BERLIN (Reuters) – The coronavirus pandemic brought a six-month experiment in dual leadership at SAP <SAPG.DE> to an abrupt end as the German business software group named Christian Klein as its sole CEO to provide clarity to its 400,000 clients.

Klein will assume full responsibility while Jennifer Morgan, who was appointed alongside him last autumn to jointly run the world’s largest enterprise software company, will leave on April 30.

“What we figured out is that we have a responsibility to give our customers clear guidance,” Klein, 39, told reporters on Tuesday.

American Morgan, 48, became the first woman CEO of a blue-chip German company but her tenure was cut short by the sudden slowdown that struck in March as coronavirus spread around the world.

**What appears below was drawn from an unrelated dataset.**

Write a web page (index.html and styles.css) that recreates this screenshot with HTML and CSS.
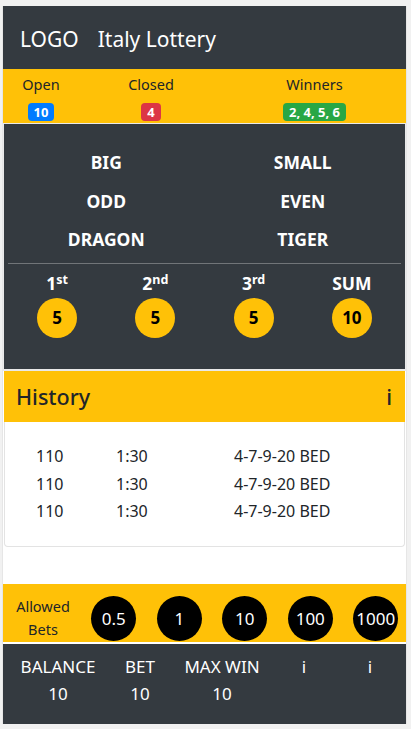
FILE: index.html
```html
<!DOCTYPE html>
<html>
<head>
<meta charset="utf-8">
<link rel="stylesheet" href="styles.css">
</head>
<body>
<div class="app">
  <header class="topbar">
    <span class="logo">LOGO</span>
    <span class="title">Italy Lottery</span>
  </header>

  <section class="status">
    <div class="stat">
      <div class="stat-label">Open</div>
      <span class="badge badge-blue">10</span>
    </div>
    <div class="stat">
      <div class="stat-label">Closed</div>
      <span class="badge badge-red">4</span>
    </div>
    <div class="stat">
      <div class="stat-label">Winners</div>
      <span class="badge badge-green">2, 4, 5, 6</span>
    </div>
  </section>

  <section class="game">
    <div class="options">
      <div class="opt">BIG</div>
      <div class="opt">SMALL</div>
      <div class="opt">ODD</div>
      <div class="opt">EVEN</div>
      <div class="opt">DRAGON</div>
      <div class="opt">TIGER</div>
    </div>
    <hr class="divider">
    <div class="places">
      <div class="place">
        <div class="place-label">1<sup>st</sup></div>
        <div class="ball">5</div>
      </div>
      <div class="place">
        <div class="place-label">2<sup>nd</sup></div>
        <div class="ball">5</div>
      </div>
      <div class="place">
        <div class="place-label">3<sup>rd</sup></div>
        <div class="ball">5</div>
      </div>
      <div class="place">
        <div class="place-label">SUM</div>
        <div class="ball">10</div>
      </div>
    </div>
  </section>

  <section class="history">
    <div class="history-head">
      <span class="history-title">History</span>
      <span class="history-info">i</span>
    </div>
    <div class="history-body">
      <div class="hrow"><span>110</span><span>1:30</span><span>4-7-9-20 BED</span></div>
      <div class="hrow"><span>110</span><span>1:30</span><span>4-7-9-20 BED</span></div>
      <div class="hrow"><span>110</span><span>1:30</span><span>4-7-9-20 BED</span></div>
    </div>
  </section>

  <div class="spacer"></div>

  <section class="bets">
    <div class="bets-label">Allowed<br>Bets</div>
    <div class="chip">0.5</div>
    <div class="chip">1</div>
    <div class="chip">10</div>
    <div class="chip">100</div>
    <div class="chip">1000</div>
  </section>

  <footer class="footer">
    <div class="fcol"><div>BALANCE</div><div>10</div></div>
    <div class="fcol"><div>BET</div><div>10</div></div>
    <div class="fcol"><div>MAX WIN</div><div>10</div></div>
    <div class="fcol"><div>i</div></div>
    <div class="fcol"><div>i</div></div>
  </footer>
</div>
</body>
</html>
```

FILE: styles.css
```css
* { box-sizing: border-box; }

html, body {
  margin: 0;
  padding: 0;
  background: #f1f1f1;
}

body {
  font-family: "Noto Sans", "Open Sans", sans-serif;
  color: #212529;
}

.app {
  margin: 6px 4px 4px 2px;
  width: 405px;
  background: #fff;
  border-left: 1px solid #e6e6e6;
  border-right: 1px solid #e6e6e6;
}

.topbar {
  height: 63px;
  background: #343a40;
  color: #fff;
  display: flex;
  align-items: center;
  gap: 19px;
  padding: 4px 0 0 17px;
  font-size: 21px;
  line-height: 1;
}

.status {
  background: #ffc107;
  height: 54px;
  display: grid;
  grid-template-columns: 76px 144px 1fr;
  padding-top: 5px;
}

.stat {
  display: flex;
  flex-direction: column;
  align-items: center;
  gap: 9px;
}

.stat-label {
  font-size: 14.5px;
  line-height: 20px;
}

.badge {
  display: inline-block;
  color: #fff;
  font-size: 13px;
  font-weight: 700;
  line-height: 18px;
  padding: 0 6px;
  border-radius: 4px;
}

.badge-blue { background: #007bff; }
.badge-red { background: #dc3545; }
.badge-green { background: #28a745; }

.game {
  background: #343a40;
  color: #fff;
  border: 1px solid #e9e9e9;
  border-bottom-width: 2px;
  height: 248px;
  padding: 0 4px;
}

.options {
  display: grid;
  grid-template-columns: 1fr 1fr;
  padding-top: 19px;
}

.opt {
  text-align: center;
  font-weight: 700;
  font-size: 17.5px;
  line-height: 38.5px;
}

.divider {
  border: 0;
  border-top: 1px solid rgba(255,255,255,0.3);
  margin: 4px 0 0 0;
}

.places {
  display: grid;
  grid-template-columns: repeat(4, 1fr);
  padding-top: 7px;
}

.place {
  display: flex;
  flex-direction: column;
  align-items: center;
}

.place-label {
  font-weight: 700;
  font-size: 17.5px;
  line-height: 25px;
}

.place-label sup {
  font-size: 12.5px;
  line-height: 0;
  vertical-align: 6px;
}

.ball {
  width: 40px;
  height: 40px;
  margin-top: 2px;
  border-radius: 50%;
  background: #ffc107;
  color: #000;
  font-weight: 700;
  font-size: 17px;
  display: flex;
  align-items: center;
  justify-content: center;
}

.history {
  margin: 0 1px;
}

.history-head {
  background: #ffc107;
  height: 51px;
  display: flex;
  align-items: center;
  justify-content: space-between;
  padding: 0 13px 0 12px;
  font-size: 21.5px;
  font-weight: 500;
}

.history-body {
  border: 1px solid #e3e3e3;
  border-top: 0;
  border-radius: 0 0 4px 4px;
  height: 125px;
  padding: 21px 0 0 0;
}

.hrow {
  display: grid;
  grid-template-columns: 80px 118px 1fr;
  padding-left: 31px;
  font-size: 16px;
  line-height: 27.5px;
  color: #212529;
}

.spacer {
  height: 37px;
}

.bets {
  background: #ffc107;
  height: 58px;
  display: grid;
  grid-template-columns: 78px repeat(5, 65.5px);
  align-items: center;
  padding: 11px 0 1px 0;
}

.bets-label {
  text-align: center;
  font-size: 14.5px;
  line-height: 23px;
  padding-left: 2px;
}

.chip {
  justify-self: center;
  width: 45px;
  height: 45px;
  border-radius: 50%;
  background: #000;
  color: #fff;
  font-size: 17px;
  display: flex;
  align-items: center;
  justify-content: center;
}

.footer {
  margin-top: 2px;
  background: #343a40;
  color: #fff;
  height: 80px;
  display: grid;
  grid-template-columns: 14px 82px 82px 82px 82px 50px;
  padding-top: 9px;
  font-size: 17px;
  line-height: 27px;
}

.footer::before { content: ""; }

.fcol {
  text-align: center;
}
```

SAP confirmed results pre-released on April 8, when it reported a 1% gain in quarterly operating profits and cut its forecast for earnings to show an expected decline this year of between 1% and 6%.

Finance chief Luka Mucic said demand would decline in the second quarter but anticipated an improvement from the third quarter as governments gradually lift lockdowns that have hurt economic activity.

SAP remains strongly cash generative and will slow hiring and restrict discretionary spending to ride out the crisis. It will not seek state aid or put any of its 100,000 on short-time work, Mucic said.

The company will conduct no further share buybacks in 2020 having completed a repurchase program worth 1.5 billion euros ($1.6 billion), he added.

SAP stood by its mid-term goal of expanding profit margins by one percentage point per year through 2023 as more customers switch to running business processes like finance or supply chain management on cloud-based servers.

“We are very confident that we will again emerge as a stronger company and clear leader after the crisis,” said Mucic, who recently received a contract extension.